━━━ Source data
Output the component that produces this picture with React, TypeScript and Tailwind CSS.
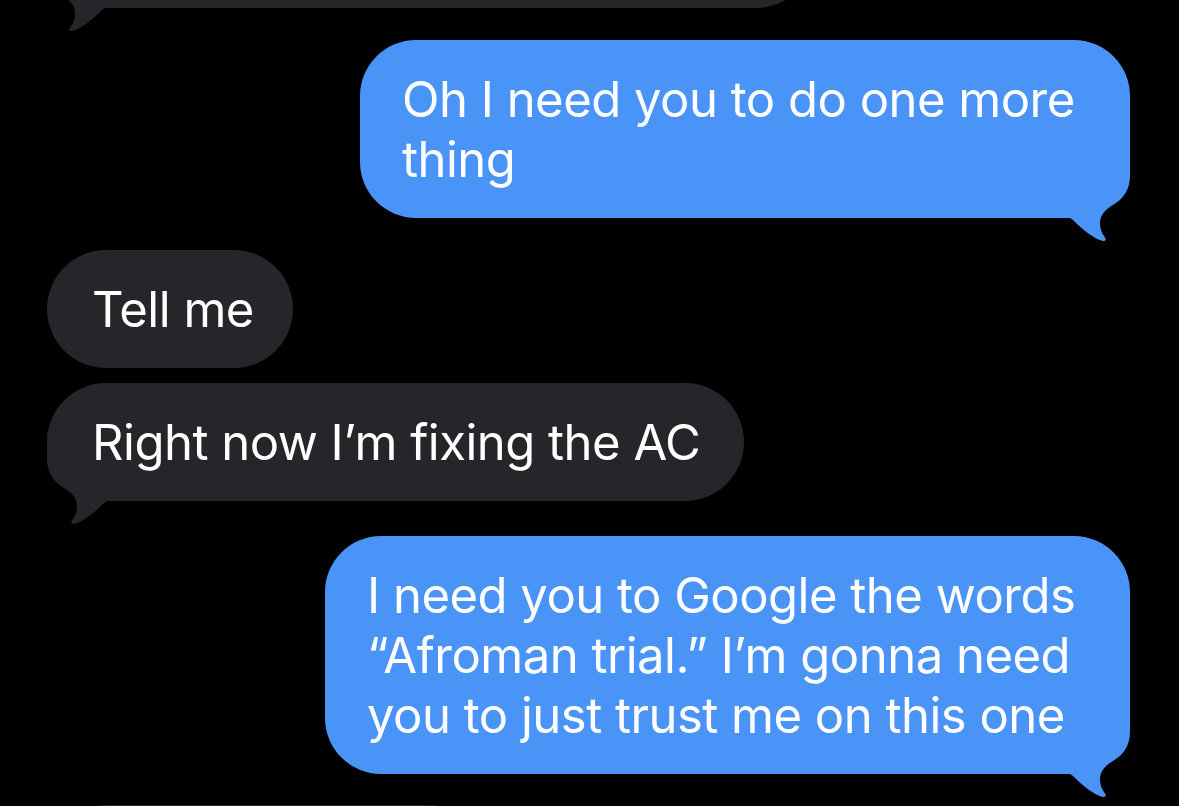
function Tail({ side, color }: { side: 'left' | 'right'; color: string }) {
  return (
    <svg
      width="60"
      height="92"
      viewBox="0 0 60 92"
      className={side === 'right' ? 'absolute right-0 bottom-[-24px]' : 'absolute left-0 bottom-[-24px]'}
    >
      <g transform={side === 'left' ? 'translate(60 0) scale(-1 1)' : 'translate(0 0)'}>
        <path
          d="M0 0 L60 0 L60 26 C60 40 53 49 43 55 C36 59 30 65 30 73 C30 79 32 84 35 87.5 C36.5 89.5 35.5 91.5 33 91 C24 89 13 80 3 70 L0 68 Z"
          fill={color}
        />
      </g>
    </svg>
  )
}

const BLUE = '#4a94f7'
const GRAY = '#262529'

function Sent({ lines, width, className = '' }: { lines: string[]; width: string; className?: string }) {
  return (
    <div className={`relative self-end ${width} ${className}`}>
      <div className="relative z-10 rounded-[56px] bg-[#4a94f7] px-[42px] pt-[30px] pb-[28px] text-white">
        {lines.map((l) => (
          <div key={l} className="whitespace-nowrap">{l}</div>
        ))}
      </div>
      <Tail side="right" color={BLUE} />
    </div>
  )
}

function Received({ text, width, tail, className = '' }: { text?: string; width: string; tail?: boolean; className?: string }) {
  return (
    <div className={`relative self-start ${width} ${className}`}>
      <div className="relative z-10 h-[118px] rounded-[59px] bg-[#262529] px-[45px] pt-[30px] pb-[28px] text-white whitespace-nowrap">
        {text}
      </div>
      {tail && <Tail side="left" color={GRAY} />}
    </div>
  )
}

export default function App() {
  return (
    <div
      className="h-[806px] w-[1179px] overflow-hidden bg-black text-[49px] leading-[60px] tracking-[-0.5px]"
      style={{ fontFamily: 'Inter, "Noto Sans", sans-serif' }}
    >
      <div className="mt-[-110px] flex flex-col pl-[45px] pr-[49px]">
        {/* previous message, cut off at the top */}
        <Received width="w-[770px]" tail />
        <Sent
          lines={['Oh I need you to do one more', 'thing']}
          width="w-[770px]"
          className="mt-[32px]"
        />
        <Received text="Tell me" width="w-[246px]" className="mt-[32px] ml-[2px]" />
        <Received text="Right now I’m fixing the AC" width="w-[697px]" tail className="mt-[15px] ml-[2px]" />
        <Sent
          lines={['I need you to Google the words', '“Afroman trial.” I’m gonna need', 'you to just trust me on this one']}
          width="w-[805px]"
          className="mt-[35px]"
        />
        {/* next message, cut off at the bottom */}
        <Received width="w-[440px]" className="mt-[31px] ml-[2px]" />
      </div>
    </div>
  )
}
━━━━━━
Omit every picture while copying the listing above exactly.

Output the component that produces this picture with React, TypeScript and Tailwind CSS.
function Tail({ side, color }: { side: 'left' | 'right'; color: string }) {
  return (
    <svg
      width="60"
      height="92"
      viewBox="0 0 60 92"
      className={side === 'right' ? 'absolute right-0 bottom-[-24px]' : 'absolute left-0 bottom-[-24px]'}
    >
      <g transform={side === 'left' ? 'translate(60 0) scale(-1 1)' : 'translate(0 0)'}>
        <path
          d="M0 0 L60 0 L60 26 C60 40 53 49 43 55 C36 59 30 65 30 73 C30 79 32 84 35 87.5 C36.5 89.5 35.5 91.5 33 91 C24 89 13 80 3 70 L0 68 Z"
          fill={color}
        />
      </g>
    </svg>
  )
}

const BLUE = '#4a94f7'
const GRAY = '#262529'

function Sent({ lines, width, className = '' }: { lines: string[]; width: string; className?: string }) {
  return (
    <div className={`relative self-end ${width} ${className}`}>
      <div className="relative z-10 rounded-[56px] bg-[#4a94f7] px-[42px] pt-[30px] pb-[28px] text-white">
        {lines.map((l) => (
          <div key={l} className="whitespace-nowrap">{l}</div>
        ))}
      </div>
      <Tail side="right" color={BLUE} />
    </div>
  )
}

function Received({ text, width, tail, className = '' }: { text?: string; width: string; tail?: boolean; className?: string }) {
  return (
    <div className={`relative self-start ${width} ${className}`}>
      <div className="relative z-10 h-[118px] rounded-[59px] bg-[#262529] px-[45px] pt-[30px] pb-[28px] text-white whitespace-nowrap">
        {text}
      </div>
      {tail && <Tail side="left" color={GRAY} />}
    </div>
  )
}

export default function App() {
  return (
    <div
      className="h-[806px] w-[1179px] overflow-hidden bg-black text-[49px] leading-[60px] tracking-[-0.5px]"
      style={{ fontFamily: 'Inter, "Noto Sans", sans-serif' }}
    >
      <div className="mt-[-110px] flex flex-col pl-[45px] pr-[49px]">
        {/* previous message, cut off at the top */}
        <Received width="w-[770px]" tail />
        <Sent
          lines={['Oh I need you to do one more', 'thing']}
          width="w-[770px]"
          className="mt-[32px]"
        />
        <Received text="Tell me" width="w-[246px]" className="mt-[32px] ml-[2px]" />
        <Received text="Right now I’m fixing the AC" width="w-[697px]" tail className="mt-[15px] ml-[2px]" />
        <Sent
          lines={['I need you to Google the words', '“Afroman trial.” I’m gonna need', 'you to just trust me on this one']}
          width="w-[805px]"
          className="mt-[35px]"
        />
        {/* next message, cut off at the bottom */}
        <Received width="w-[440px]" className="mt-[31px] ml-[2px]" />
      </div>
    </div>
  )
}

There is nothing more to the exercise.